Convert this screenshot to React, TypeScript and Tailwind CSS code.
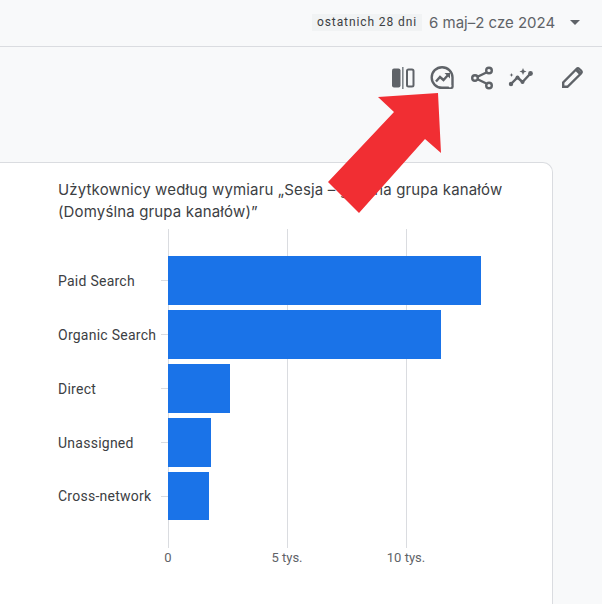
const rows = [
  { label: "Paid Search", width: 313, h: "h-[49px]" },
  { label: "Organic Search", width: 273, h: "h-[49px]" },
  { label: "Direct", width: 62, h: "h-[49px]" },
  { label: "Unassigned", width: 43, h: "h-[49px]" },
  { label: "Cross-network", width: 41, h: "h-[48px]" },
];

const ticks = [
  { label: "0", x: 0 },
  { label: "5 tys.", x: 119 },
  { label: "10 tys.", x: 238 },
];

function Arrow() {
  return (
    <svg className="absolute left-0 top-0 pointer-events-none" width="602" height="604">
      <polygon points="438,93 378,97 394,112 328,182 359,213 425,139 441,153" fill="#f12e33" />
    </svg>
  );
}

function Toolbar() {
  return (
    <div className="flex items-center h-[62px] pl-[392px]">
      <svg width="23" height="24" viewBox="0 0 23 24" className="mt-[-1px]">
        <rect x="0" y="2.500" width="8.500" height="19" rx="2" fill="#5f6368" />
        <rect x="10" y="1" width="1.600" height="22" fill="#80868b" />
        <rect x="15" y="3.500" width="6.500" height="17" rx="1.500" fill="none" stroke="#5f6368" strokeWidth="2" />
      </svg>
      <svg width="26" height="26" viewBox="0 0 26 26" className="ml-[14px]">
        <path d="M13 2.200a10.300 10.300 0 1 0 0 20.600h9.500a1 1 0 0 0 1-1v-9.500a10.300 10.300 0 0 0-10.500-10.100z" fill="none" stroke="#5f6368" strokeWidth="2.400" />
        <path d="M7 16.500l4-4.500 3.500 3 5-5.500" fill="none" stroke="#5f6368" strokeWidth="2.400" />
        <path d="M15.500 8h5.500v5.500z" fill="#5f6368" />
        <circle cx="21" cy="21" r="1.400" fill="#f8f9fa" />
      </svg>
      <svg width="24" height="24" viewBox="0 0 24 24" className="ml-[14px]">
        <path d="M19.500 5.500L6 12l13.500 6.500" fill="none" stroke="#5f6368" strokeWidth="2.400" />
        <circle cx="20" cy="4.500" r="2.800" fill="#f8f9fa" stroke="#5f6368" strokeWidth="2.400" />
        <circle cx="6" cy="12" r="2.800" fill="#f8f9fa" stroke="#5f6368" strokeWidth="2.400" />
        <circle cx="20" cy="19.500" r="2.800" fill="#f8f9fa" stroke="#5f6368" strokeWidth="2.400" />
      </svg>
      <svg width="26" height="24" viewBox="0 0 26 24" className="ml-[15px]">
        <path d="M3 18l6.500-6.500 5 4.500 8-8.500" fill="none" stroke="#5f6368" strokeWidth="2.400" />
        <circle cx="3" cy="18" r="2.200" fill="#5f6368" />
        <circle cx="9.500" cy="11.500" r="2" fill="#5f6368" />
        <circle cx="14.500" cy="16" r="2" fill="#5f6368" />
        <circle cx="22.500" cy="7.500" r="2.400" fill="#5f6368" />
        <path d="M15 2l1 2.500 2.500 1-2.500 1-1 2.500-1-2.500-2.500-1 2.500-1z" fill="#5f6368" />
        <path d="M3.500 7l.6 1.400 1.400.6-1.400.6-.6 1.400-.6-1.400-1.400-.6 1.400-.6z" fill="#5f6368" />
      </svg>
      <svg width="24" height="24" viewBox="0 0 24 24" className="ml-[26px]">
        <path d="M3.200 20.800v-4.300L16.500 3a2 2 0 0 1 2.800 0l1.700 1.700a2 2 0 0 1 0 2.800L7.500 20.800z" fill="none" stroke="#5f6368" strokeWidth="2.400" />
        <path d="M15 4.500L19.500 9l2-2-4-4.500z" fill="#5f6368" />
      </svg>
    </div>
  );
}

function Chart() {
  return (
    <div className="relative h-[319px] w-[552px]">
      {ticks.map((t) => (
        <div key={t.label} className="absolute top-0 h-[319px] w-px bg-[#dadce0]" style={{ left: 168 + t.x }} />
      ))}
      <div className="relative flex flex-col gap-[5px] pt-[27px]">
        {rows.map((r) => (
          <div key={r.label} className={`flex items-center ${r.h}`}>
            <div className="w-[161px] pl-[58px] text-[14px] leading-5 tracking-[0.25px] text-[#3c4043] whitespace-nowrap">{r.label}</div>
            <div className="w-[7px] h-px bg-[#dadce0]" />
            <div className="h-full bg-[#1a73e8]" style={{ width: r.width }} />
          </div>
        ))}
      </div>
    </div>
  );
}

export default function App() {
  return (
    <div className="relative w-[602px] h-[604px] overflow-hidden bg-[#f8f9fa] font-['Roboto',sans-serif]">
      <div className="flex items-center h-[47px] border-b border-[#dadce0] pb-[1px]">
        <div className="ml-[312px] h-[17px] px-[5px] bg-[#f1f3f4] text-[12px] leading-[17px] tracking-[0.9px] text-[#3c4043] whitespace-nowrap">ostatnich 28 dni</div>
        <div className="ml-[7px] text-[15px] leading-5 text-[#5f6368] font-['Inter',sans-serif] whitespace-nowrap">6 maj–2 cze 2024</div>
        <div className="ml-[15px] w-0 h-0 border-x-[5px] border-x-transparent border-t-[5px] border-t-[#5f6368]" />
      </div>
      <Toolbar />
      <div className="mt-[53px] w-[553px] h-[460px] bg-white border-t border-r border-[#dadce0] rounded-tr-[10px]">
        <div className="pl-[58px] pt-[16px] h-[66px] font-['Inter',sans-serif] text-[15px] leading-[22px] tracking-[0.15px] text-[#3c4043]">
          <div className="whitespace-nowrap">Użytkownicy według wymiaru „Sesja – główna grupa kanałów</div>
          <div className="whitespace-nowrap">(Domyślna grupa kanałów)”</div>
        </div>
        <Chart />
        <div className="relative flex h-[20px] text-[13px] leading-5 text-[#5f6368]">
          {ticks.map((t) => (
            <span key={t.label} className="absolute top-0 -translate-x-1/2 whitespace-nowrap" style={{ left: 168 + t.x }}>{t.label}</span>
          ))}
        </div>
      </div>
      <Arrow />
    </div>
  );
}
* * *
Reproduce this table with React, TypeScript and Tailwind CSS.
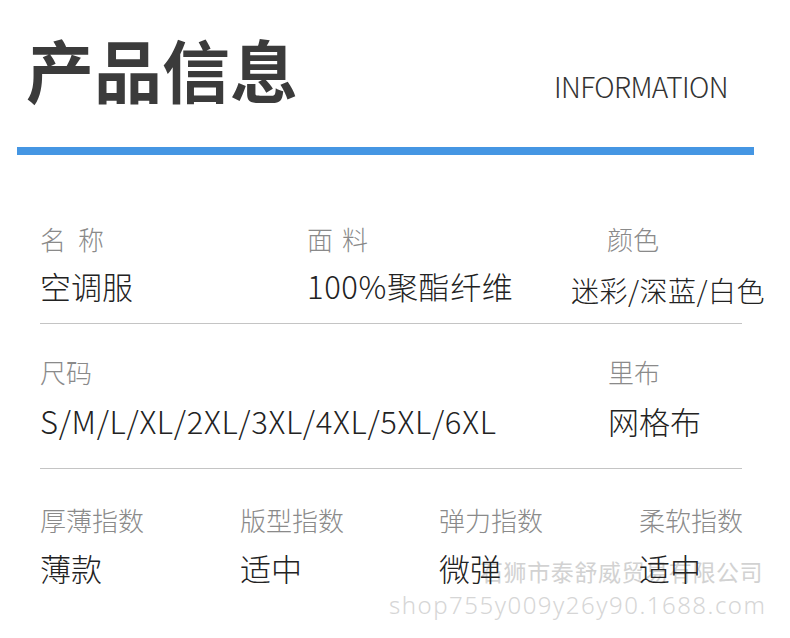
==
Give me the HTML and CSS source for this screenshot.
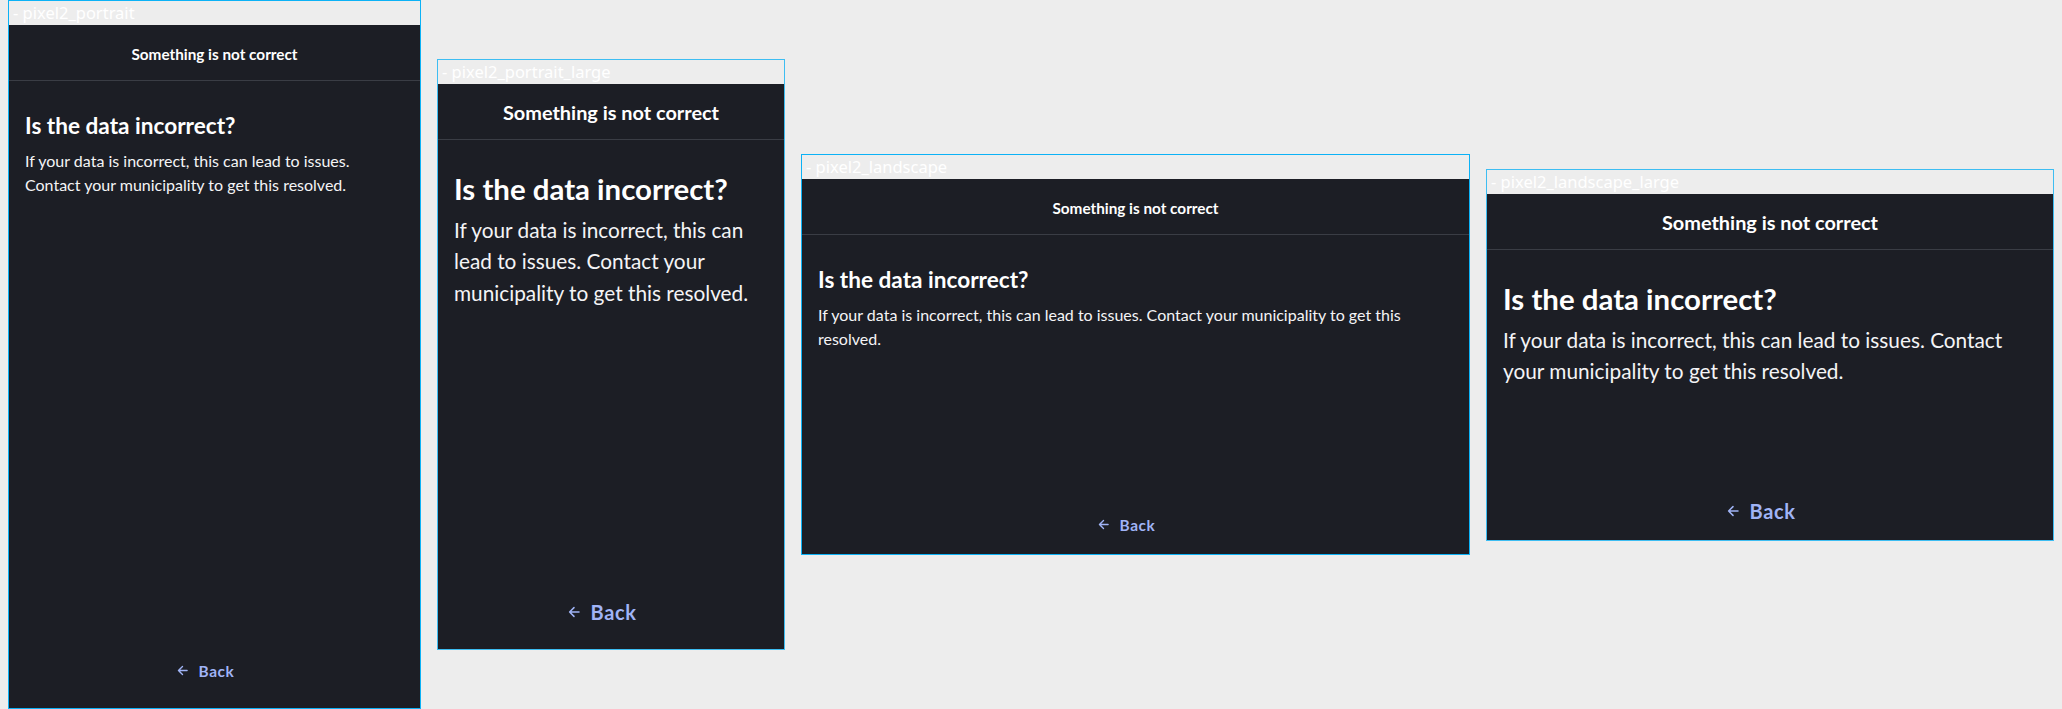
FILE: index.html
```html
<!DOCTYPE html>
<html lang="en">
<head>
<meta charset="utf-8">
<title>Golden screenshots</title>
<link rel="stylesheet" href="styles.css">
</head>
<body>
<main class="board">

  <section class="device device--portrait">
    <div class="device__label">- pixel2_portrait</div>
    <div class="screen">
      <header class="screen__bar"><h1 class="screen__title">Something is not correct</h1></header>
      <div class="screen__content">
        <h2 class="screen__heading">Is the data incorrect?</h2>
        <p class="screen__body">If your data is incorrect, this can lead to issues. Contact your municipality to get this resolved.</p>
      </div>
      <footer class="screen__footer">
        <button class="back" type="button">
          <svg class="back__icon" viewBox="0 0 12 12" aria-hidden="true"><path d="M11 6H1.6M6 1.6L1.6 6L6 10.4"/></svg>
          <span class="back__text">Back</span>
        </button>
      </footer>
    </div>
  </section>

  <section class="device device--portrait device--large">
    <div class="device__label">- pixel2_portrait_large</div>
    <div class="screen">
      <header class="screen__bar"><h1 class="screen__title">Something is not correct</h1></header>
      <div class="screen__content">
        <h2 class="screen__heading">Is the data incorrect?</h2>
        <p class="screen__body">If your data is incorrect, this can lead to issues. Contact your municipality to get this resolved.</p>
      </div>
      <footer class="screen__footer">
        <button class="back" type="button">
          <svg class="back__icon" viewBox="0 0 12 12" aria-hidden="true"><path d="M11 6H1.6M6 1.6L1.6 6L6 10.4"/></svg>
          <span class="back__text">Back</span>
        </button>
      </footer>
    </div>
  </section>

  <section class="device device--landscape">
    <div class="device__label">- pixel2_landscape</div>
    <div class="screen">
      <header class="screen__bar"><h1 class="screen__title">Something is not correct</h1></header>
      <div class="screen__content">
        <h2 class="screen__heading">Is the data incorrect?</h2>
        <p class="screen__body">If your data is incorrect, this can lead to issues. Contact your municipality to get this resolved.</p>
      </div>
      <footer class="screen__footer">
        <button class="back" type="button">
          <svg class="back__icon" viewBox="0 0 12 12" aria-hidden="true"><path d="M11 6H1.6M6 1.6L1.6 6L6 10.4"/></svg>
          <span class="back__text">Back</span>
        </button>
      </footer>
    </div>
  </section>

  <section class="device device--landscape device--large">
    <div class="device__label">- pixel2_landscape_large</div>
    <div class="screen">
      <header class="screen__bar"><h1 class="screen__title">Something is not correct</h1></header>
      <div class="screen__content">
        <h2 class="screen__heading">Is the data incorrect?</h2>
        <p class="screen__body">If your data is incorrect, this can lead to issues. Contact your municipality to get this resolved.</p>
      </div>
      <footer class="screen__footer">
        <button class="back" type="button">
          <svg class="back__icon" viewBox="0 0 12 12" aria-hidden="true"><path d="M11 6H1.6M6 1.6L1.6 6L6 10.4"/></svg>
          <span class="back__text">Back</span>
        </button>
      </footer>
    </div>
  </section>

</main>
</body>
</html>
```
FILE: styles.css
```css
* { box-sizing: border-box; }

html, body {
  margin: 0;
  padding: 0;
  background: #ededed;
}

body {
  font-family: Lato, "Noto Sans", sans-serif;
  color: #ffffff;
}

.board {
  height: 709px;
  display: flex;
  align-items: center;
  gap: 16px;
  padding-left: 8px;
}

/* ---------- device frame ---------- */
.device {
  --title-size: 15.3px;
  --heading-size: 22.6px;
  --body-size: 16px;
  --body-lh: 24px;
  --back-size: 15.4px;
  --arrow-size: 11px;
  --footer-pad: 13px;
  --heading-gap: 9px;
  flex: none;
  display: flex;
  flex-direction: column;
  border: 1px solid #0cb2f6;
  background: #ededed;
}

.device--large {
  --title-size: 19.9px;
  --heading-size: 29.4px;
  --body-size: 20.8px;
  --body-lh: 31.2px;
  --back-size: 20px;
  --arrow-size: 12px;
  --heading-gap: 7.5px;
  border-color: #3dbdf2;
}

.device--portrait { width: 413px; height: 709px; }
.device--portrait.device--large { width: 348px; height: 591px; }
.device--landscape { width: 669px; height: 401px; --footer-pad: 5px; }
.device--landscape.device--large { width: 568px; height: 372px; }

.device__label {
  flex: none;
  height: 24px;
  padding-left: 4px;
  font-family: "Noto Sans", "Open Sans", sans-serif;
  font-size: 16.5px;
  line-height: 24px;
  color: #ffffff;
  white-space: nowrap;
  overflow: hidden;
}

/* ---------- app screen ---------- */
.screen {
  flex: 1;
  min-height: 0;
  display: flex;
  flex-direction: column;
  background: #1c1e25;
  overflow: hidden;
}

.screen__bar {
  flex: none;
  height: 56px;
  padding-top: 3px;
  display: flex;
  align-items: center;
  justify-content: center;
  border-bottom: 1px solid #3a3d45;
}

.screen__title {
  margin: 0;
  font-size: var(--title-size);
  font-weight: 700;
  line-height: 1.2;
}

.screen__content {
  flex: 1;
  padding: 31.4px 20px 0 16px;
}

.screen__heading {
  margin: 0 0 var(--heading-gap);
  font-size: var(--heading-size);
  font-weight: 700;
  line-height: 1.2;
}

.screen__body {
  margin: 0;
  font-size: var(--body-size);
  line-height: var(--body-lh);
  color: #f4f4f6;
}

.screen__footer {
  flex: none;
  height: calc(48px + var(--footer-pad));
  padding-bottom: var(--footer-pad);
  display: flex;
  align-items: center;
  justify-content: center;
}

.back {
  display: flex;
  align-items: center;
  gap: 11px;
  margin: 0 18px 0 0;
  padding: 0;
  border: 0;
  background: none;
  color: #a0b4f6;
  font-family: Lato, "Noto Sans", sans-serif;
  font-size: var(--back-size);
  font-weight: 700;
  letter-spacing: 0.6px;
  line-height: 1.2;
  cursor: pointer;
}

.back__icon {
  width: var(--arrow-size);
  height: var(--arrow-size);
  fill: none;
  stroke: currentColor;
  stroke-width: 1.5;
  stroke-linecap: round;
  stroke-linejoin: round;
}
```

▶ Do this
Consider the entries above and return each line with the string "Tailwind".

▶ Answer in full
Convert this screenshot to React, TypeScript and Tailwind CSS code.
Reproduce this table with React, TypeScript and Tailwind CSS.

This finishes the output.